Next up is Algeria.
Actually it isn’t at all, it’s Albania but the cheeky monkeys over at the Foreign Office (from w'hence I'm drawing my list) have deemed in their infinite wisdom of all things foreign, that the following list structure is an appropriate one to use.
A - - - > B
C - - - > D
Wherein A is Afghanistan, B is Albania, C is Algeria and so on. Why they didn’t use the tried and tested method of a list that runs from top to bottom and then should a second column become necessary, continuing the alphabeticisation from the bottom of column A and continuing the list, is beyond me.
I suspect there was a strategy meeting about it.
So, this means you get Algeria and not Albania. How you feel about this is all up to you, and irrelevant to me.
Right, so, ALGERIA. I have no preconceptions of this country and I almost wish I had, because after writing a page and a half of A4 (TYPED!) attempting to say something interesting about Algiers and its neighbouring towns, I decided what I’d written was too boring because the coastline of the north of Algeria is also too boring.
It’s like Blackpool in Africa.
I did however look at as many Photo Spheres as I could hoping to find something to inspire me to like the coastline. It doesn’t help that apparently no-one in Algeria can seem to take a photograph worth a fuck. A generalisation yes, but based upon the evidence on offer via Google Earth and the fact that all the photos I could find make the coastline look more like a wet weekend in Rhyll than some exotic sandy paradise.
Popping into town there’s (what is rapidly becoming) one of our usual suspects in the inside of an electronics store, with laptops on sale for various prices from 37,500 somethings to 45,000 somethings. Bargain if you ask me.

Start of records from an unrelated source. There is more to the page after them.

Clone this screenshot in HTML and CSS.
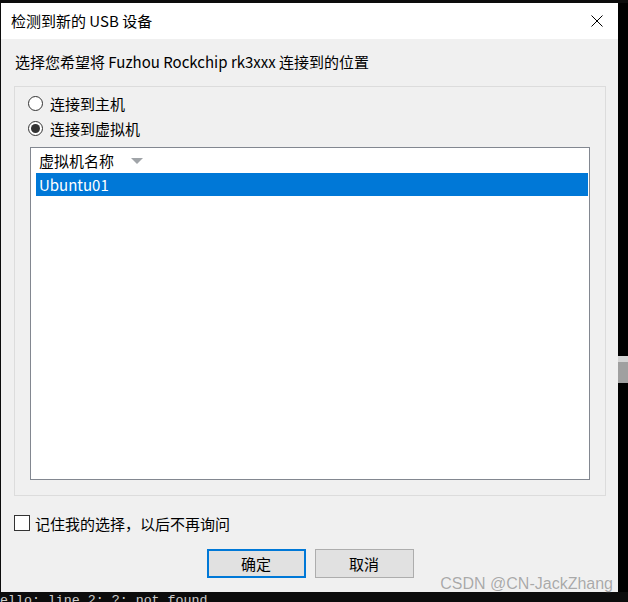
FILE: index.html
```html
<!DOCTYPE html>
<html lang="zh-CN">
<head>
<meta charset="utf-8">
<title>检测到新的 USB 设备</title>
<link rel="stylesheet" href="styles.css">
</head>
<body>
<div class="screen">
  <div class="term-top"></div>
  <div class="middle">
    <div class="edge-left"></div>
    <div class="dialog">
      <div class="titlebar">
        <span class="title">检测到新的 USB 设备</span>
        <svg class="close" width="12" height="12" viewBox="0 0 12 12"><path d="M0.5 0.5 L11.5 11.5 M11.5 0.5 L0.5 11.5" stroke="#000" stroke-width="1" fill="none"/></svg>
      </div>
      <div class="content">
        <p class="prompt">选择您希望将 Fuzhou Rockchip rk3xxx 连接到的位置</p>
        <div class="group">
          <label class="radio-row"><span class="radio"></span><span>连接到主机</span></label>
          <label class="radio-row"><span class="radio checked"></span><span>连接到虚拟机</span></label>
          <div class="listbox">
            <div class="list-header"><span>虚拟机名称</span><span class="sort-tri"></span></div>
            <div class="list-item selected">Ubuntu01</div>
          </div>
        </div>
        <label class="check-row"><span class="checkbox"></span><span>记住我的选择，以后不再询问</span></label>
        <div class="buttons">
          <button class="btn primary">确定</button>
          <button class="btn">取消</button>
        </div>
      </div>
    </div>
    <div class="edge-right"><div class="scroll-thumb"></div></div>
  </div>
  <div class="term-bottom">ello: line 2: ?: not found</div>
  <div class="watermark">CSDN @CN-JackZhang</div>
</div>
</body>
</html>
```

FILE: styles.css
```css
* { box-sizing: border-box; }
html, body { margin: 0; padding: 0; }
body {
  background: #0c0c0c;
  width: 628px;
  height: 602px;
  overflow: hidden;
  font-family: "Noto Sans CJK SC", "Noto Sans", sans-serif;
  font-size: 15px;
  color: #000;
}
.screen {
  position: relative;
  width: 628px;
  height: 602px;
  display: flex;
  flex-direction: column;
}
.term-top { height: 3px; background: #0c0c0c; }
.middle { display: flex; height: 589px; }
.edge-left { width: 1px; background: #0c0c0c; }
.edge-right { width: 10px; background: #000; padding-top: 353px; }
.scroll-thumb {
  height: 27px;
  background: #a0a0a0;
  border-top: 6px solid #d4d4d4;
}
.dialog {
  width: 617px;
  display: flex;
  flex-direction: column;
}
.titlebar {
  height: 36px;
  background: #fff;
  display: flex;
  align-items: center;
  justify-content: space-between;
  padding: 0 15px 0 10px;
  line-height: 20px;
}
.close { display: block; }
.content {
  flex: 1;
  background: #f0f0f0;
  padding: 13px 12px 14px 13px;
  display: flex;
  flex-direction: column;
}
.prompt {
  margin: 0 0 14px 1px;
  line-height: 20px;
  height: 20px;
}
.group {
  width: 592px;
  height: 410px;
  border: 1px solid #dcdcdc;
  padding: 4px 15px 15px 15px;
  display: flex;
  flex-direction: column;
}
.radio-row {
  height: 24px;
  display: flex;
  align-items: center;
  gap: 7px;
  margin-left: -2px;
  margin-bottom: 1px;
}
.radio {
  width: 15px;
  height: 15px;
  border: 1px solid #333;
  border-radius: 50%;
  background: #fff;
  display: flex;
  align-items: center;
  justify-content: center;
}
.radio.checked::after {
  content: "";
  width: 9px;
  height: 9px;
  border-radius: 50%;
  background: #333;
}
.listbox {
  margin-top: 6px;
  height: 333px;
  border: 1px solid #828790;
  background: #fff;
}
.list-header {
  height: 25px;
  display: flex;
  align-items: center;
  padding-left: 8px;
  gap: 17px;
}
.sort-tri {
  width: 0;
  height: 0;
  border-left: 6px solid transparent;
  border-right: 6px solid transparent;
  border-top: 6px solid #a0a4a8;
  margin-top: 1px;
}
.list-item {
  height: 23px;
  line-height: 23px;
  margin: 0 1px 0 5px;
  padding-left: 3px;
}
.list-item.selected { background: #0078d7; color: #fff; }
.check-row {
  margin-top: 19px;
  height: 16px;
  display: flex;
  align-items: center;
  gap: 5px;
}
.checkbox {
  width: 16px;
  height: 16px;
  border: 1px solid #333;
  background: #fff;
}
.buttons {
  margin-top: 18px;
  display: flex;
  justify-content: center;
  gap: 9px;
}
.btn {
  width: 99px;
  height: 29px;
  font: inherit;
  color: #000;
  background: #e1e1e1;
  border: 1px solid #adadad;
  padding: 0;
}
.btn.primary { border: 2px solid #0078d7; }
.term-bottom {
  height: 10px;
  overflow: hidden;
  font-family: "Liberation Mono", monospace;
  font-size: 13.3px;
  line-height: 18px;
  color: #cccccc;
  white-space: pre;
}
.watermark {
  position: absolute;
  right: 15px;
  top: 575px;
  font-family: "Liberation Sans", Arial, sans-serif;
  font-size: 16px;
  line-height: 18px;
  color: #a9a9a9;
  text-shadow: 0 0 1px #fff;
}
```
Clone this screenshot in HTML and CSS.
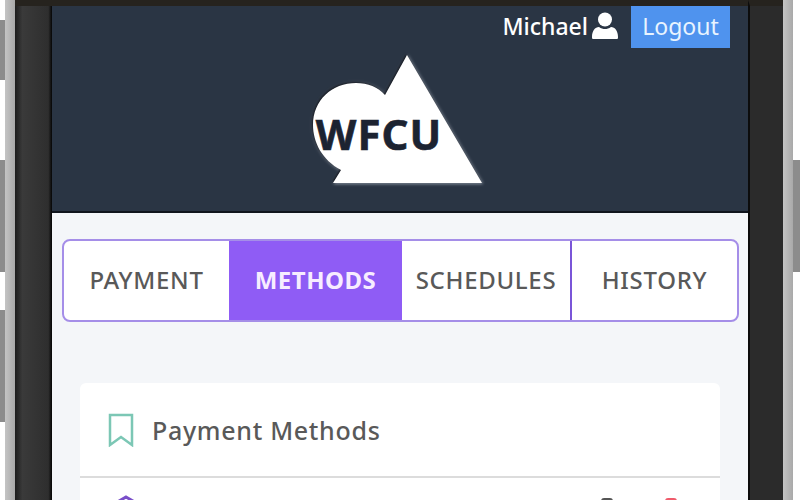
FILE: index.html
```html
<!DOCTYPE html>
<html lang="en">
<head>
    <meta charset="UTF-8">
    <title>WFCU Payment Methods</title>
    <link rel="stylesheet" href="styles.css">
</head>
<body>
    <div class="phone">
        <div class="edge edge-left">
            <div class="side-key key-a"></div>
            <div class="side-key key-b"></div>
            <div class="side-key key-c"></div>
        </div>
        <div class="rim"></div>
        <div class="bezel bezel-left"></div>
        <div class="screen">
            <header class="app-header">
                <div class="user-bar">
                    <span class="user-name">Michael</span>
                    <svg class="user-icon" viewBox="0 0 26 28">
                        <circle cx="13" cy="7.5" r="7" fill="#fff"/>
                        <path d="M1 27c-1 0-1-1-1-2 0-6 3-10 7-10 2 1.500 4 2 6 2s4-.5 6-2c4 0 7 4 7 10 0 1 0 2-1 2z" fill="#fff"/>
                    </svg>
                    <button class="logout-btn">Logout</button>
                </div>
                <div class="logo-row">
                    <svg class="logo" viewBox="305 48 186 146">
                        <path class="logo-shape" d="M407 55L482 183H333L341 170C322 160 313 142 313 125C313 100 332 83 356 83C368 83 378 87 385 95Z"/>
                        <text class="logo-text" x="379" y="150" text-anchor="middle">WFCU</text>
                    </svg>
                </div>
            </header>
            <main class="content">
                <nav class="tabs">
                    <div class="tab">PAYMENT</div>
                    <div class="tab active">METHODS</div>
                    <div class="tab">SCHEDULES</div>
                    <div class="tab tab-last">HISTORY</div>
                </nav>
                <section class="card">
                    <div class="card-header">
                        <svg class="bookmark" viewBox="0 0 26 34">
                            <path d="M2 2H24V32L13 24L2 32Z"/>
                        </svg>
                        <h2 class="card-title">Payment Methods</h2>
                    </div>
                    <div class="card-row">
                        <svg class="row-icon" viewBox="0 0 28 30">
                            <path d="M14 2L26 9V22L14 29L2 22V9Z"/>
                        </svg>
                        <span class="row-action action-edit"></span>
                        <span class="row-action action-delete"></span>
                    </div>
                </section>
            </main>
        </div>
        <div class="bezel bezel-right"></div>
        <div class="rim"></div>
        <div class="edge edge-right">
            <div class="side-key key-b"></div>
        </div>
    </div>
</body>
</html>
```

FILE: styles.css
```css
html, body {
    margin: 0;
    padding: 0;
    height: 500px;
    overflow: hidden;
    background-color: #fff;
    font-family: "Noto Sans", Arial, sans-serif;
}
.phone {
    display: flex;
    height: 500px;
}

/* phone body */
.edge {
    display: flex;
    flex-direction: column;
}
.edge-left {
    width: 5px;
}
.edge-right {
    width: 7px;
}
.side-key {
    background-color: #8c8c8c;
}
.key-a {
    height: 60px;
    margin-top: 20px;
}
.key-b {
    height: 112px;
    margin-top: 160px;
}
.key-c {
    height: 112px;
    margin-top: 38px;
}
.edge-left .key-b {
    margin-top: 80px;
}
.rim {
    width: 10px;
    background: linear-gradient(90deg, #c4c4c4, #a9a9a9);
}
.bezel {
    background-color: #2b2b2b;
    border-top: 6px solid #26231e;
    box-sizing: border-box;
}
.bezel-left {
    width: 37px;
    background: linear-gradient(90deg, #1d1d1d, #3a3a3a 20%, #2e2e2e 90%, #050505);
}
.bezel-right {
    width: 35px;
    border-left: 2px solid #0c0c0c;
}
.screen {
    flex: 1;
    border-top: 6px solid #26231e;
    background-color: #f4f6f9;
    overflow: hidden;
}

/* header */
.app-header {
    height: 207px;
    box-sizing: border-box;
    background-color: #2a3544;
    border-bottom: 2px solid #10151d;
}
.user-bar {
    display: flex;
    justify-content: flex-end;
    align-items: center;
    padding-right: 18px;
    height: 42px;
}
.user-name {
    color: #fff;
    font-size: 23px;
    font-weight: 500;
    padding-bottom: 2px;
}
.user-icon {
    width: 26px;
    height: 28px;
    margin: 0 13px 3px 4px;
}
.logout-btn {
    width: 99px;
    height: 42px;
    padding: 0 0 3px;
    background-color: #4f93ee;
    color: #e8f4ff;
    font-family: inherit;
    font-size: 23px;
    border: none;
}
.logo-row {
    display: flex;
    justify-content: center;
    padding-right: 4px;
}
.logo {
    width: 186px;
    height: 146px;
}
.logo-shape {
    fill: #fff;
    filter: drop-shadow(-1px -1px 1px #0c1018) drop-shadow(1.5px 1.5px 1.5px #8d96a3);
}
.logo-text {
    font-size: 42px;
    font-weight: 700;
    letter-spacing: 1px;
    fill: #1c2331;
    stroke: #1c2331;
    stroke-width: .6px;
}

/* tabs */
.content {
    padding: 26px 9px 0 10px;
}
.tabs {
    display: grid;
    grid-template-columns: 165px 173px 168px 167px;
    height: 79px;
    background-color: #fff;
    border: 2px solid #a58ee8;
    border-radius: 8px;
    overflow: hidden;
}
.tab {
    display: flex;
    align-items: center;
    justify-content: center;
    padding-bottom: 3px;
    color: #595959;
    font-size: 24px;
    font-weight: 500;
    letter-spacing: .7px;
}
.tab.active {
    background-color: #8f5cf5;
    color: #f7edff;
    font-weight: 700;
    letter-spacing: .5px;
}
.tab-last {
    border-left: 2px solid #7a55d8;
}

/* card */
.card {
    margin: 61px 19px 0 18px;
    background-color: #fff;
    border-radius: 6px 6px 0 0;
}
.card-header {
    display: flex;
    align-items: center;
    gap: 18px;
    height: 93px;
    padding-left: 28px;
    border-bottom: 2px solid #dcdcdc;
}
.bookmark {
    width: 26px;
    height: 34px;
    fill: none;
    stroke: #7cc7b5;
    stroke-width: 2.5px;
}
.card-title {
    margin: 0;
    color: #595959;
    font-size: 25px;
    font-weight: 500;
    letter-spacing: .7px;
}
.card-row {
    display: flex;
    align-items: flex-start;
    height: 60px;
    padding-top: 17px;
}
.row-icon {
    width: 28px;
    height: 30px;
    margin-left: 32px;
    fill: none;
    stroke: #7a4fc9;
    stroke-width: 3px;
}
.row-action {
    width: 12px;
    height: 12px;
    margin-top: 3px;
    border-radius: 3px;
}
.action-edit {
    margin-left: 461px;
    background-color: #555;
}
.action-delete {
    margin-left: 52px;
    background-color: #ef5b6b;
}
```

I’d love to say the interior of the Museum of Modern Art was beautiful, or fascinating (I’d also love to say which town it was in but I can’t remember and I’m not looking for it now) but it’s just a bit unremarkable. It looks like what you would get if you turned Hoxton Hall into a shopping-centre but as this is neither particularly interesting nor funny I’ll be surprised if it survives the edit.
Deep into the desert things get a little better. About 500 miles due south there is a courtyard that looks like it is made entirely out of peach bath-bombs. It probably isn’t but I would give my right bollock to go there and see it rain.
Zipping back up into space and somewhere else we come across Mount Tahat. One of the great unknown wonders of the world, perhaps? We’ll never know because the only Photo Sphere available in this region takes us into a dwelling.
The dwelling appears to be built from shiny black rocks, which appear almost lacquered, or perhaps painted with Dulux Trade black gloss, and is carpeted with something that invokes in me memories of my (probably great-great) Auntie Gladys, who was over 150 years old when I was six. The roof is dark corrugated iron and there is a little hatch in the metal which allows a beam of light to enter and be immediately swallowed up by the black walls, reflected into nothing.
The overall effect is that of having been swallowed by a slug.
There are some rugs on the wall which look like, if you are to continue the imagery of the previous sentence, bits of carrot.
I think I’ve found the funniest place name in Algeria. The region of Tit allows us no street view, and perhaps even more so than with Bum and Pukh, I feel like this is a shame.
Last chance Algeria… Oh dear. Near to the border of Libya, someone has had the bright idea of using the 360-degree panoramically-zoom-enabled camera (not its real name) to take a picture at the bottom of a canyon, extremely similar to the one where James Franco spends almost a working week stuck under a bolder.
Unfortunately the only effect that can possibly come out of this is a mind-blowing brain-headache as the words I’M STUCK IN A CANYON resound over and over in one’s brain. And will do for the rest of the day.